Ever since the trickle of new robo-advisers turned into a flood, industry observers have been waiting to see how they perform in a period of market dislocation.
The referendum has provided an early test, so how well were this new breed of asset managers able to navigate their clients through the sharp gyrations seen across multiple asset classes in the Brexit fallout?
Being positioned defensively and globally diversified, typically through holdings in low-cost ETFs enabled several robo-advisers to weather the storm.
Going into the referendum, Wealthify, which was only launched in April, had positioned its clients’ investments cautiously, with cash balances of up to 40% in some portfolios.
‘We did think that it [Brexit] had been discounted a bit too readily by markets so we ensured we had diversified and had currency exposure outside of sterling,’ said Michelle Pearce, the firm’s chief investment officer.
On the day of the referendum, Pearce said the team made a few changes, the first of which was to sell out of all UK property exposure. ‘We suspected this was going to be one of the areas that was going to be hit,’ she said.
One of the holdings she exited quickly was Threadneedle UK Property and although Pearce says that the reasons for buying the fund remain valid, considering property funds had gated investors in the past, it seemed likely this could happen again, as proved to be the case.
‘We managed to get out without incurring any loss to investors. Outside of property, we had up to 40%, held mainly in physical cash, but also some cash-equivalent and money market funds. We sold out of those and moved into physical cash so we can take advantage [of the asset price falls] later.’
On the day of the referendum result, Wealthify’s portfolios rose by between 0.5% and 7%. Post-Brexit, they are now up 2.5%-5% since launch, depending on the different risk profiles.
Pearce said that as the Brexit dust settles, she will look for opportunities to deploy the cash weightings.
‘There is now a big opportunity in the Reit space and [we] are also looking at the iShares UK Property ETF. On Brexit it was down around 22-23% and we thought maybe this is a time to get back in,’ she said.

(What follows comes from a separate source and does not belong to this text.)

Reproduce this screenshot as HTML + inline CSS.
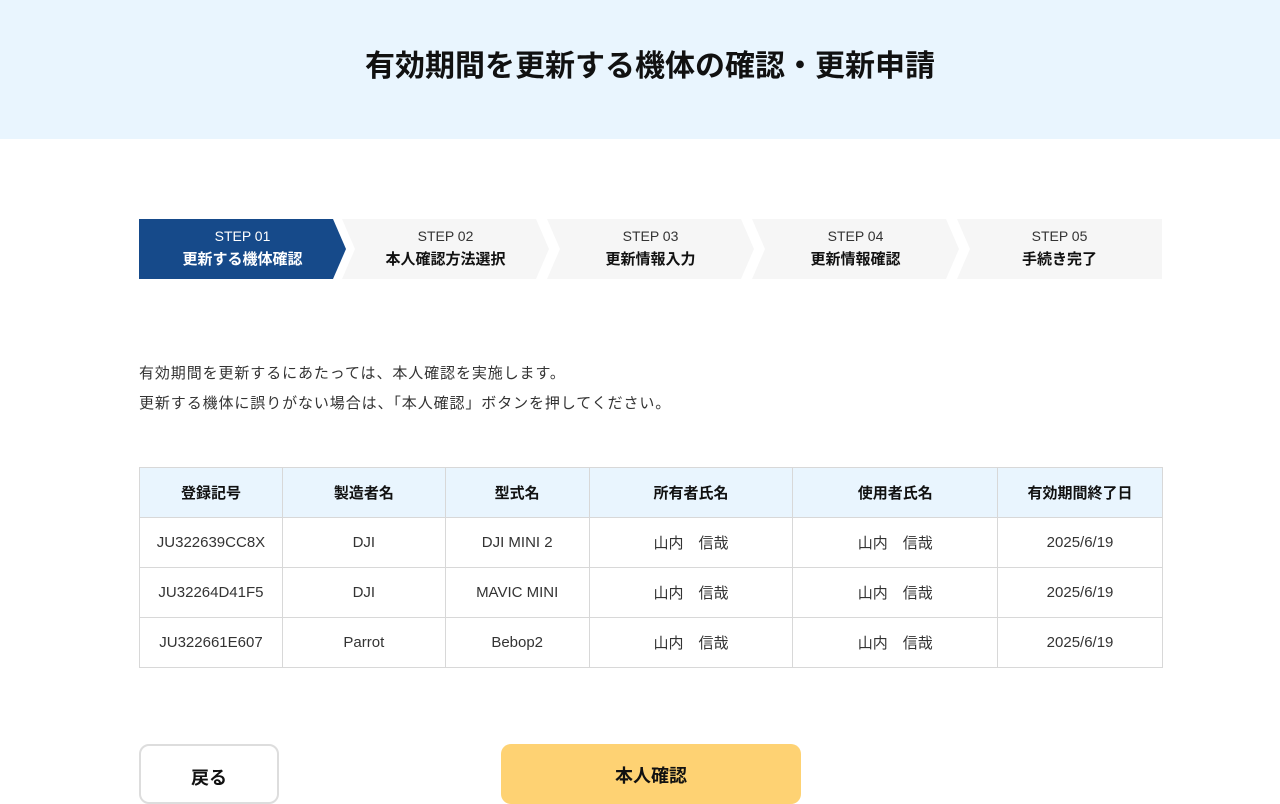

Scalable Capital, another newcomer, takes an algorithm-based investment approach which rebalances client portfolios according to projections of future market risk. In the run up to the referendum, the firm made several changes to client portfolios, based on their risk tolerance.
‘When there are big changes in the market dynamic, we make relatively big changes in client portfolios. On average, across different risk categories, the equity allocation in client portfolios is much lower. From the forward-looking risk projections we run, we saw that the risk was getting too high, so we made adjustments,’ said co-founder Adam French.
The team initially reduced the equity allocation in the portfolios. In the highest risk categories, it was less than 40%, while in medium risk portfolios it was below 25% and sub-8% in the most conservative portfolios.
In the UK, Scalable Capital started investing for its first clients in April, and their portfolios are up by as much as 10%.
‘On the 24th, because we had a very globally diversified approach and reallocated a lot of the portfolios from equities, portfolios were up on average approximately 6%. Since then we’ve been able to keep performance at 10%,’ French said.
Within the portfolios, the allocation to fixed income, mostly held in government and corporate bonds, was increased.
This is in contrast to Wealthify’s approach of starting to reduce its fixed income allocation. Pearce says the thinking behind this is her belief that the asset class looks expensive and the potential risks outweigh the potential returns.
Compared to Wealthify and Scalable Capital’s infancy in the market, Nutmeg is a more established player.
CIO Shaun Port said that although the firm believed the UK would most likely vote to remain, they had still looked for ways to protect against Brexit risk.
In February, he completely sold out of the FTSE 250 and rotated into the FTSE 100, as he expected mid and small caps to be negatively impacted by an out vote.
‘In the final few weeks we thought the risk of leave was quite understated. We have quite a distrust for the polls, given that it was such an unusual vote. We added quite a lot more protection to portfolios,’ he said.
‘We took some punchy moves and cut our European and Japanese equity exposure as we thought they would be hit by risk off sentiments. We added gold to a wide range of our portfolios. We were buying 15 year plus gilt ETFs, increasing the fixed income exposure,’ he said.
In the first two days following the referendum, the FTSE All Share was down 7%, while Nutmeg’s portfolios were down no more than 1%, while the vast majority of portfolios had positive gains, Port said.
Since the referendum, portfolios are up between 0.5% and 7.5%, meaning from this relatively small sample, the robos have passed their first major market test but there will undoubtedly be more to come.